● **Provided material**:
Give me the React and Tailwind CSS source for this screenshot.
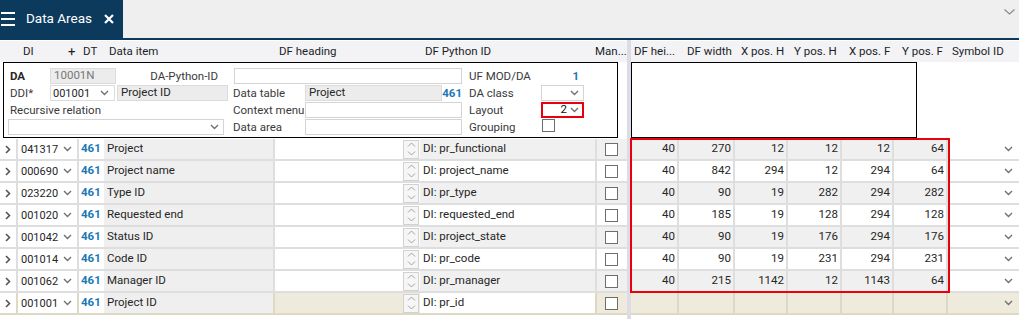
import React from "react";

const Chev = () => (
  <svg width="9" height="6" viewBox="0 0 9 6" className="shrink-0">
    <path d="M1 1L4.5 4.5L8 1" fill="none" stroke="#707070" strokeWidth="1.4" />
  </svg>
);

const RowArrow = () => (
  <svg width="6" height="9" viewBox="0 0 6 9">
    <path d="M1 1L4.5 4.5L1 8" fill="none" stroke="#555" strokeWidth="1.6" />
  </svg>
);

const Spinner = () => (
  <div className="w-[16px] h-[19px] border border-[#d2d2d2] bg-[#f6f6f6] flex flex-col">
    <div className="flex-1 flex items-center justify-center">
      <svg width="9" height="5" viewBox="0 0 9 5">
        <path d="M1 4.5L4.5 1L8 4.5" fill="none" stroke="#a0a0a0" strokeWidth="1" />
      </svg>
    </div>
    <div className="flex-1 flex items-center justify-center">
      <svg width="9" height="5" viewBox="0 0 9 5">
        <path d="M1 0.5L4.5 4L8 0.5" fill="none" stroke="#a0a0a0" strokeWidth="1" />
      </svg>
    </div>
  </div>
);

const Checkbox = () => (
  <div className="w-[13px] h-[13px] border border-[#6e6e6e] bg-white" />
);

const rows = [
  { di: "041317", item: "Project", py: "DI: pr_functional", v: [40, 270, 12, 12, 12, 64] },
  { di: "000690", item: "Project name", py: "DI: project_name", v: [40, 842, 294, 12, 294, 64] },
  { di: "023220", item: "Type ID", py: "DI: pr_type", v: [40, 90, 19, 282, 294, 282] },
  { di: "001020", item: "Requested end", py: "DI: requested_end", v: [40, 185, 19, 128, 294, 128] },
  { di: "001042", item: "Status ID", py: "DI: project_state", v: [40, 90, 19, 176, 294, 176] },
  { di: "001014", item: "Code ID", py: "DI: pr_code", v: [40, 90, 19, 231, 294, 231] },
  { di: "001062", item: "Manager ID", py: "DI: pr_manager", v: [40, 215, 1142, 12, 1143, 64] },
  { di: "001001", item: "Project ID", py: "DI: pr_id", v: ["", "", "", "", "", ""], isNew: true },
];

const numWidths = ["w-[48px]", "w-[56px]", "w-[53px]", "w-[54px]", "w-[52px]", "w-[54px]"];

function LeftRow({ r, i }) {
  const alt = r.isNew ? "bg-[#efebdc]" : i % 2 === 0 ? "bg-[#f0f0f0]" : "bg-white";
  const heading = r.isNew ? "bg-[#efebdc]" : "bg-white";
  const py = r.isNew ? "bg-white" : alt;
  const line = r.isNew ? "border-[#ddd9c4]" : "border-[#dedede]";
  return (
    <div className={`flex h-[22px] border-b-2 ${line}`}>
      <div className={`w-[18px] flex items-center pl-[5px] border-r-2 ${line} bg-white`}>
        <RowArrow />
      </div>
      <div className={`w-[61px] flex items-center justify-between pl-[3px] pr-[5px] border-r-2 ${line} bg-white`}>
        <span className="text-[11px]">{r.di}</span>
        <Chev />
      </div>
      <div className="w-[25px] flex items-center pl-[2px] bg-white font-bold text-[#1b78b5]">461</div>
      <div className={`w-[171px] flex items-center pl-[3px] border-r-2 ${line} bg-[#efefef]`}>{r.item}</div>
      <div className={`w-[127px] ${heading}`} />
      <div className={`w-[18px] flex items-center pl-[1px] ${heading}`}>
        <Spinner />
      </div>
      <div className={`w-[177px] flex items-center pl-[3px] border-r-2 ${line} ${py}`}>{r.py}</div>
      <div className={`w-[30px] flex items-center pl-[8px] ${alt}`}>
        <Checkbox />
      </div>
    </div>
  );
}

function RightRow({ r, i }) {
  const alt = r.isNew ? "bg-[#efebdc]" : i % 2 === 0 ? "bg-[#f0f0f0]" : "bg-white";
  const sym = r.isNew ? "bg-[#efebdc]" : "bg-white";
  const line = r.isNew ? "border-[#ddd9c4]" : "border-[#dedede]";
  return (
    <div className={`flex h-[22px] border-b-2 ${line}`}>
      {r.v.map((val, k) => (
        <div key={k} className={`${numWidths[k]} flex items-center justify-end pr-[2px] border-r-2 ${line} ${alt}`}>
          {val}
        </div>
      ))}
      <div className={`flex-1 flex items-center justify-end pr-[6px] ${sym}`}>
        <Chev />
      </div>
    </div>
  );
}

const Label = ({ w, children, className = "" }) => (
  <div className={`${w} whitespace-nowrap text-[#3a3a3a] ${className}`}>{children}</div>
);

export default function App() {
  return (
    <div className="relative w-[1019px] h-[319px] overflow-hidden bg-white text-[11.5px] leading-none text-[#262626] font-[family-name:Roboto,sans-serif]">
      {/* tab bar */}
      <div className="flex h-[38px] bg-[#efefef]">
        <div className="w-[123px] bg-[#0b3a5d] flex items-center">
          <div className="ml-[1px] flex flex-col gap-[4px]">
            <div className="w-[14px] h-[2px] bg-white" />
            <div className="w-[14px] h-[2px] bg-white" />
            <div className="w-[14px] h-[2px] bg-white" />
          </div>
          <div className="ml-[11px] text-[13.5px] text-white">Data Areas</div>
          <svg width="10" height="10" viewBox="0 0 10 10" className="ml-[12px]">
            <path d="M1 1L9 9M9 1L1 9" stroke="white" strokeWidth="2.2" />
          </svg>
        </div>
        <div className="ml-auto mr-[4px] mt-[9px]">
          <svg width="11" height="6" viewBox="0 0 11 6">
            <path d="M0.5 0.5L5.5 5L10.5 0.5" fill="none" stroke="#8a8a8a" strokeWidth="1.2" />
          </svg>
        </div>
      </div>
      <div className="h-[2px] bg-[#0b3a5d]" />

      <div className="flex h-[279px]">
        {/* left frozen pane */}
        <div className="w-[627px]">
          <div className="h-[22px] border-t border-white bg-[#f3f3f5] flex items-center text-[#1d1d26]">
            <div className="w-[23px]" />
            <div className="w-[45px]">DI</div>
            <div className="w-[15px] text-[13px]">+</div>
            <div className="w-[26px]">DT</div>
            <div className="w-[170px]">Data item</div>
            <div className="w-[146px]">DF heading</div>
            <div className="w-[170px]">DF Python ID</div>
            <div className="flex-1">Man...</div>
          </div>

          {/* form */}
          <div className="ml-[3px] w-[615px] h-[76px] border border-black pt-[5px]">
            <div className="flex h-[17px] items-start">
              <div className="w-[6px]" />
              <div className="w-[40px] font-bold leading-[16px]">DA</div>
              <div className="w-[66px] h-[16px] bg-[#ececec] border border-[#dcdcdc] pl-[3px] flex items-center text-[#777]">10001N</div>
              <Label w="w-[112px]" className="text-right pr-[10px] leading-[16px]">DA-Python-ID</Label>
              <div className="w-[6px]" />
              <div className="w-[228px] h-[16px] bg-white border border-[#d4d4d4]" />
              <div className="w-[7px]" />
              <Label w="w-[72px]" className="leading-[16px]">UF MOD/DA</Label>
              <div className="w-[43px] text-right pr-[5px] font-bold text-[#1b78b5] leading-[16px]">1</div>
            </div>
            <div className="flex h-[17px] items-start">
              <div className="w-[6px]" />
              <Label w="w-[40px]" className="leading-[16px]">DDI*</Label>
              <div className="w-[65px] h-[16px] bg-white border border-[#dcdcdc] pl-[2px] pr-[5px] flex items-center justify-between">
                <span className="text-[11px]">001001</span>
                <Chev />
              </div>
              <div className="w-[2px]" />
              <div className="w-[111px] h-[16px] bg-[#ececec] border border-[#dcdcdc] pl-[3px] flex items-center">Project ID</div>
              <div className="w-[5px]" />
              <Label w="w-[72px]" className="leading-[16px]">Data table</Label>
              <div className="w-[137px] h-[16px] bg-[#ececec] border border-[#dcdcdc] pl-[3px] flex items-center">Project</div>
              <div className="w-[20px] text-right font-bold text-[#1b78b5] leading-[16px]">461</div>
              <div className="w-[7px]" />
              <Label w="w-[72px]" className="leading-[16px]">DA class</Label>
              <div className="w-[43px] h-[16px] bg-white border border-[#d4d4d4] flex items-center justify-end pr-[4px]">
                <Chev />
              </div>
            </div>
            <div className="flex h-[17px] items-start">
              <div className="w-[6px]" />
              <Label w="w-[223px]" className="leading-[16px]">Recursive relation</Label>
              <Label w="w-[72px]" className="leading-[16px]">Context menu</Label>
              <div className="w-[157px] h-[16px] bg-white border border-[#d4d4d4]" />
              <div className="w-[7px]" />
              <Label w="w-[72px]" className="leading-[16px]">Layout</Label>
              <div className="w-[43px] h-[16px] bg-white border-2 border-[#e8000b] flex items-center justify-end gap-[3px] pr-[3px]">
                <span className="text-[#111]">2</span>
                <Chev />
              </div>
            </div>
            <div className="flex h-[17px] items-start">
              <div className="w-[4px]" />
              <div className="w-[216px] h-[16px] bg-white border border-[#d4d4d4] flex items-center justify-end pr-[4px]">
                <Chev />
              </div>
              <div className="w-[9px]" />
              <Label w="w-[72px]" className="leading-[16px]">Data area</Label>
              <div className="w-[157px] h-[16px] bg-white border border-[#d4d4d4]" />
              <div className="w-[7px]" />
              <Label w="w-[73px]" className="leading-[16px]">Grouping</Label>
              <Checkbox />
            </div>
          </div>

          <div className="mt-[1px]">
            {rows.map((r, i) => (
              <LeftRow key={i} r={r} i={i} />
            ))}
          </div>
        </div>

        {/* divider */}
        <div className="w-[4px] bg-[#dddce6]" />

        {/* right pane */}
        <div className="flex-1">
          <div className="h-[22px] border-t border-white bg-[#f3f3f5] flex items-center text-[#1d1d26] pl-[3px]">
            <div className="w-[53px] whitespace-nowrap">DF hei...</div>
            <div className="w-[54px] whitespace-nowrap">DF width</div>
            <div className="w-[53px] whitespace-nowrap">X pos. H</div>
            <div className="w-[55px] whitespace-nowrap">Y pos. H</div>
            <div className="w-[53px] whitespace-nowrap">X pos. F</div>
            <div className="w-[50px] whitespace-nowrap">Y pos. F</div>
            <div className="whitespace-nowrap">Symbol ID</div>
          </div>
          <div className="w-[286px] h-[76px] border border-black" />
          <div className="mt-[1px]">
            {rows.map((r, i) => (
              <RightRow key={i} r={r} i={i} />
            ))}
          </div>
        </div>
      </div>

      {/* highlight overlay */}
      <div className="absolute top-[138px] left-[630px] w-[320px] h-[155px] border-2 border-[#e8000b] pointer-events-none" />
    </div>
  );
}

● **To be done**:
Search the lines above for the string "React", then show every one that has it.

● **Answer below**:
Give me the React and Tailwind CSS source for this screenshot.
import React from "react";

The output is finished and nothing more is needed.